To make sure shortstop is not a mess, the Dodgers have two options at the position. They will either move Luis Cruz from third base to shortstop, which opens the hot corner up to a number of candidates, or they insert Dee Gordon at shortstop and hope he is much better than the .228/.280/.281 line he put up in 2012.
Not that offense is the only consideration, or the most important one.
"I lose a shortstop. We've been talking about for a few years about building out team around pitching and being able to catch the ball for them. We picked our catcher last year from the standpoint of calling the game, to be there for the pitching staff, and we'll take what we get offensively," Mattingly said. "Shortstop is one of those positions. We talked about it with Hanley. If he wasn't going to be able to play short good enough to be able to defend there, we were going to have to make a decision there anyway. In my mind it's a defensive position."
The Dodgers made a run at third baseman Scott Rolen during the offseason, but with Ramirez out until mid May general manager Ned Colletti said the team will use its depth to fill the hole rather than turn to Rolen or someone else outside the organization.
"That was really up to Scott at that point and time. I haven't talked to him since whenever that was. If it was going to be all year long we'd think about it differently, but it's not all year long," Colletti said. "At least we have some depth. We have guys that can play there, and we'll try to make the best of it."
Having Cruz at shortstop with a mix of Jerry Hairston Jr., Juan Uribe, and Nick Punto is the preferred choice, but Gordon shouldn't be counted out. The Dodgers wanted Gordon to start the year in Triple-A Albuquerque to continue to develop, but he could find his way back into the lineup for the first month and a half of the season.
"We didn’t say (Gordon) wasn’t Plan A. We just said we haven’t made a decision yet. Again, this has all happened very quickly," Mattingly said. "Having an original plan where we’re trying to develop a guy and get him back to where we think he can be. Then all of a sudden, you try to totally change gears on the spur of the moment. You should at least take a couple seconds, try to think about it and what’s the best thing for everybody."

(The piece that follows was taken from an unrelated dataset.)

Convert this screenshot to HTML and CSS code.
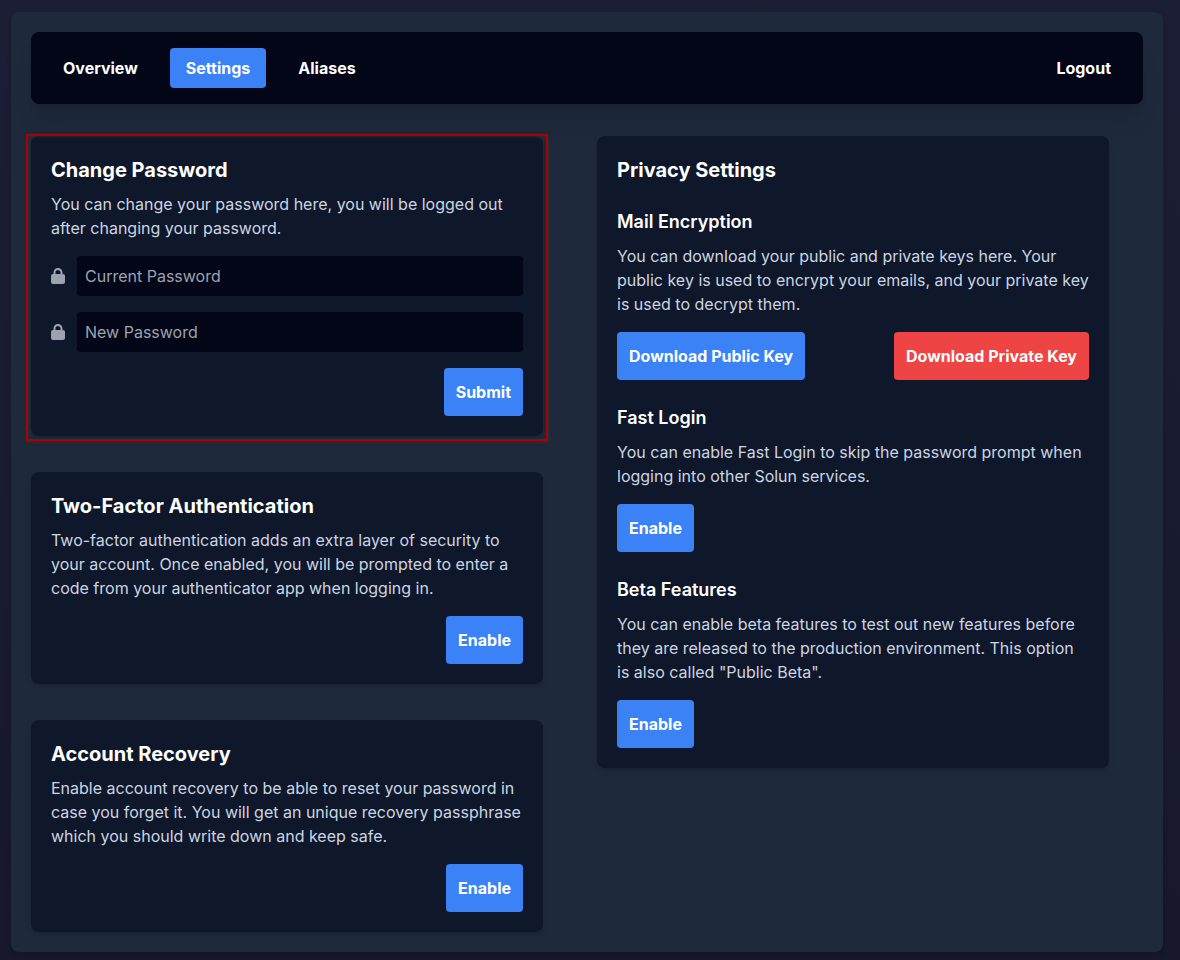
FILE: index.html
```html
<!DOCTYPE html>
<html lang="en">
<head>
<meta charset="utf-8">
<meta name="viewport" content="width=device-width, initial-scale=1">
<title>Account Settings</title>
<link rel="stylesheet" href="styles.css">
</head>
<body>
<main class="panel">
  <nav class="navbar">
    <a class="nav-link" href="#overview">Overview</a>
    <a class="nav-link active" href="#settings" aria-current="page">Settings</a>
    <a class="nav-link" href="#aliases">Aliases</a>
    <a class="nav-link logout" href="#logout">Logout</a>
  </nav>
  <div class="columns">
    <div class="column">
      <section class="card highlighted">
        <h2 class="card-title">Change Password</h2>
        <p class="text">You can change your password here, you will be logged out after changing your password.</p>
        <form class="form">
          <div class="field">
            <label class="field-label" for="current" aria-label="Current Password">
              <svg class="lock" viewBox="0 0 14 16" aria-hidden="true"><path fill-rule="evenodd" d="M2.5 6V4.5a4.5 4.5 0 0 1 9 0V6H12a2 2 0 0 1 2 2v6a2 2 0 0 1-2 2H2a2 2 0 0 1-2-2V8a2 2 0 0 1 2-2zM4.500 6h5V4.500a2.500 2.500 0 0 0-5 0z"/></svg>
            </label>
            <input class="input" id="current" type="password" placeholder="Current Password">
          </div>
          <div class="field">
            <label class="field-label" for="new" aria-label="New Password">
              <svg class="lock" viewBox="0 0 14 16" aria-hidden="true"><path fill-rule="evenodd" d="M2.5 6V4.5a4.5 4.5 0 0 1 9 0V6H12a2 2 0 0 1 2 2v6a2 2 0 0 1-2 2H2a2 2 0 0 1-2-2V8a2 2 0 0 1 2-2zM4.500 6h5V4.500a2.500 2.500 0 0 0-5 0z"/></svg>
            </label>
            <input class="input" id="new" type="password" placeholder="New Password">
          </div>
          <div class="actions end"><button class="button" type="submit">Submit</button></div>
        </form>
      </section>
      <section class="card">
        <h2 class="card-title">Two-Factor Authentication</h2>
        <p class="text">Two-factor authentication adds an extra layer of security to your account. Once enabled, you will be prompted to enter a code from your authenticator app when logging in.</p>
        <div class="actions end"><button class="button" type="button">Enable</button></div>
      </section>
      <section class="card">
        <h2 class="card-title">Account Recovery</h2>
        <p class="text">Enable account recovery to be able to reset your password in case you forget it. You will get an unique recovery passphrase which you should write down and keep safe.</p>
        <div class="actions end"><button class="button" type="button">Enable</button></div>
      </section>
    </div>
    <div class="column">
      <section class="card">
        <h2 class="card-title">Privacy Settings</h2>
        <div class="group">
          <h3 class="group-title">Mail Encryption</h3>
          <p class="text">You can download your public and private keys here. Your public key is used to encrypt your emails, and your private key is used to decrypt them.</p>
          <div class="actions spread">
            <button class="button" type="button">Download Public Key</button>
            <button class="button danger" type="button">Download Private Key</button>
          </div>
        </div>
        <div class="group">
          <h3 class="group-title">Fast Login</h3>
          <p class="text">You can enable Fast Login to skip the password prompt when logging into other Solun services.</p>
          <div class="actions"><button class="button" type="button">Enable</button></div>
        </div>
        <div class="group">
          <h3 class="group-title">Beta Features</h3>
          <p class="text">You can enable beta features to test out new features before they are released to the production environment. This option is also called "Public Beta".</p>
          <div class="actions"><button class="button" type="button">Enable</button></div>
        </div>
      </section>
    </div>
  </div>
</main>
</body>
</html>
```
FILE: styles.css
```css
* {
  box-sizing: border-box;
}

body {
  min-height: 100vh;
  margin: 0;
  padding: 12px 17px 8px 11px;
  background: linear-gradient(180deg, #1b1e34, #17182b);
  color: #fff;
  font: 16px/24px Inter, sans-serif;
}

h2,
h3,
p {
  margin: 0;
}

.panel {
  max-width: 1152px;
  margin: 0 auto;
  padding: 20px;
  border-radius: 8px;
  background: #1e293b;
  box-shadow: 0 4px 6px -1px rgba(0, 0, 0, 0.1), 0 2px 4px -2px rgba(0, 0, 0, 0.1);
}

.navbar {
  display: flex;
  gap: 16px;
  padding: 16px;
  border-radius: 8px;
  background: #020617;
  box-shadow: 0 20px 25px -5px rgba(0, 0, 0, 0.1), 0 8px 10px -6px rgba(0, 0, 0, 0.1);
}

.nav-link {
  padding: 8px 16px;
  border-radius: 4px;
  color: #fff;
  font-weight: 700;
  text-decoration: none;
}

.nav-link.active {
  background: #3b82f6;
}

.nav-link.logout {
  margin-left: auto;
}

.columns {
  display: grid;
  grid-template-columns: repeat(2, minmax(0, 1fr));
  gap: 20px;
  margin-top: 32px;
}

.column {
  display: flex;
  flex-direction: column;
  gap: 36px;
}

.card {
  position: relative;
  width: 100%;
  max-width: 512px;
  padding: 20px;
  border-radius: 8px;
  background: #0f172a;
  box-shadow: 0 4px 6px -1px rgba(0, 0, 0, 0.1), 0 2px 4px -2px rgba(0, 0, 0, 0.1);
}

.highlighted::after {
  content: "";
  position: absolute;
  inset: -2px -5px -5px;
  border: 2px solid #aa0000;
  box-shadow: 1px 1px 3px rgba(60, 60, 60, 0.5), inset 1px 1px 3px rgba(60, 60, 60, 0.5);
  pointer-events: none;
}

.card-title {
  margin-bottom: 8px;
  font-size: 20px;
  font-weight: 700;
  line-height: 28px;
}

.text {
  color: #cbd5e1;
}

.group {
  margin-top: 24px;
}

.group-title {
  margin-bottom: 8px;
  font-size: 18px;
  font-weight: 600;
  line-height: 28px;
}

.form,
.actions {
  margin-top: 16px;
}

.field {
  display: flex;
  align-items: center;
  gap: 12px;
  margin-bottom: 16px;
}

.field-label {
  display: flex;
}

.lock {
  width: 14px;
  height: 16px;
  fill: #9ca3af;
}

.input {
  flex: 1;
  min-width: 0;
  height: 40px;
  padding: 8px;
  border: 0;
  border-radius: 4px;
  background: #020617;
  color: #fff;
  font: inherit;
}

.input::placeholder {
  color: #9ca3af;
  opacity: 1;
}

.actions {
  display: flex;
  flex-wrap: wrap;
  gap: 12px;
}

.actions.end {
  justify-content: flex-end;
}

.actions.spread {
  justify-content: space-between;
}

.button {
  padding: 12px;
  border: 0;
  border-radius: 4px;
  background: #3b82f6;
  color: #fff;
  font: inherit;
  font-weight: 700;
  cursor: pointer;
}

.button.danger {
  background: #ef4444;
}
```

Mattingly did say that if Gordon is the primary shortstop, he would likely fit more at the bottom of the batting order than the top, where he batted most of last season.
Though the injury to Ramirez happened in the World Baseball Classic, that certainly wasn't the reason for the injury - "A lot of guys dive every day," Mattingly said - but that doesn't make it any less a bitter pill to swallow.

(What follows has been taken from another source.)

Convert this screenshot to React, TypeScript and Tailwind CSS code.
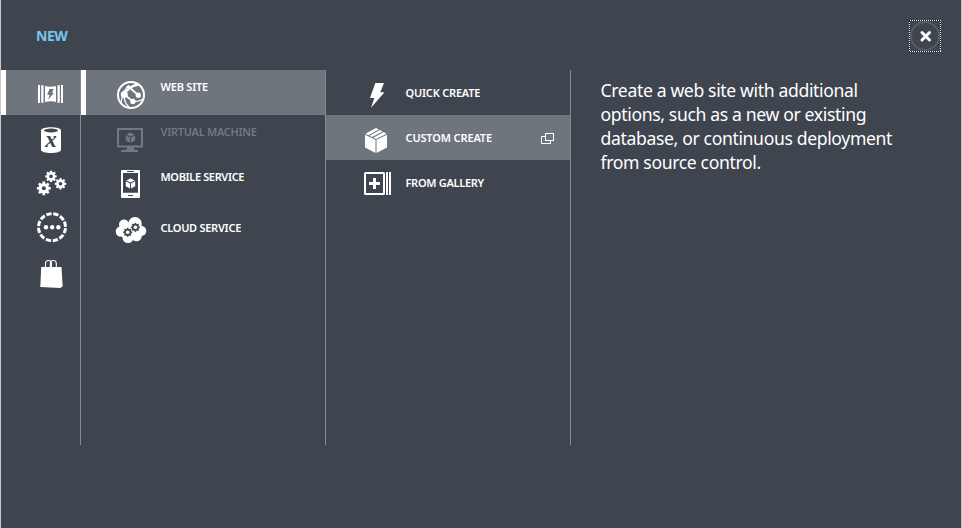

"You kind of go back to what WBC is intended for and that’s to promote baseball everywhere. Just because one of our guys is the guy who gets hurt – if it was somebody from another team who got hurt, it would still be a great tournament doesn’t seem to be the way to go," Mattingly said. "I thought the tournament was great. I watched that game and I thought the beginning of that game the other night in San Francisco was so cool with all the flags and everything, the whole setup seemed really cool to me.
"Then obviously one of our guys goes down, that’s the risk of the WBC. It sours you a little bit when one of your guys goes down, getting hurt, but I guess, again, there’s nothing you can do. You know guys want to play for their country."
- Chad Billingsley and Hyun-jin Ryu will each pitch on Saturday, with one throwing during the afternoon in a minor league game, while the other starts the night game against the White Sox. Billingsley earlier Thursday told J.P. Hoornstra of the Daily News that he was starting a minor league game, but Mattingly said a decision hasn't yet been made.
"We haven't decided which way yet. Billingsley has thrown a back field game already. Ryu hasn't," Mattingly said.
- Asked if Juan Uribe was a consideration at shortstop, Mattingly said, "I'm looking at him more at the corners."
- Matt Guerrer (17 pitches), Kevin Gregg (16 pitches), Ronald Belisario (18 pitches), and Kenley Jansen (20 pitches) each threw a simulated inning on the back fields at Camelback Ranch on Thursday, to batters Carl Crawford, Tim Federowicz, and Luis Cruz. It marked back-to-back outings for all four relievers.
- Alex Castellanos hit a three-run home run against the Cubs on Thursday in Tucson, his team-leading fourth long ball of the spring.
- Yasiel Puig didn't make the trip to Tucson, a change from the original plans, but that didn't mean his name didn't come up. Asked if the loss of a projected big bat in Ramirez made it easier to try to find a way for Puig on the big league roster, Mattingly was evasive but still provided a great line.
"If Puig was a shortstop or third baseman, it would be really great right now," Mattingly said. "But we're going to end up with three healthy outfielders. We haven't made any decisions, but there is talk and discussions all over the board just because of the excitement he's created. But Puig doesn't help our shortstop situation."
- The Dodgers on Wednesday signed 17-year-old right-handed pitcher Bernardo Reyes out of Sonora, Mexico.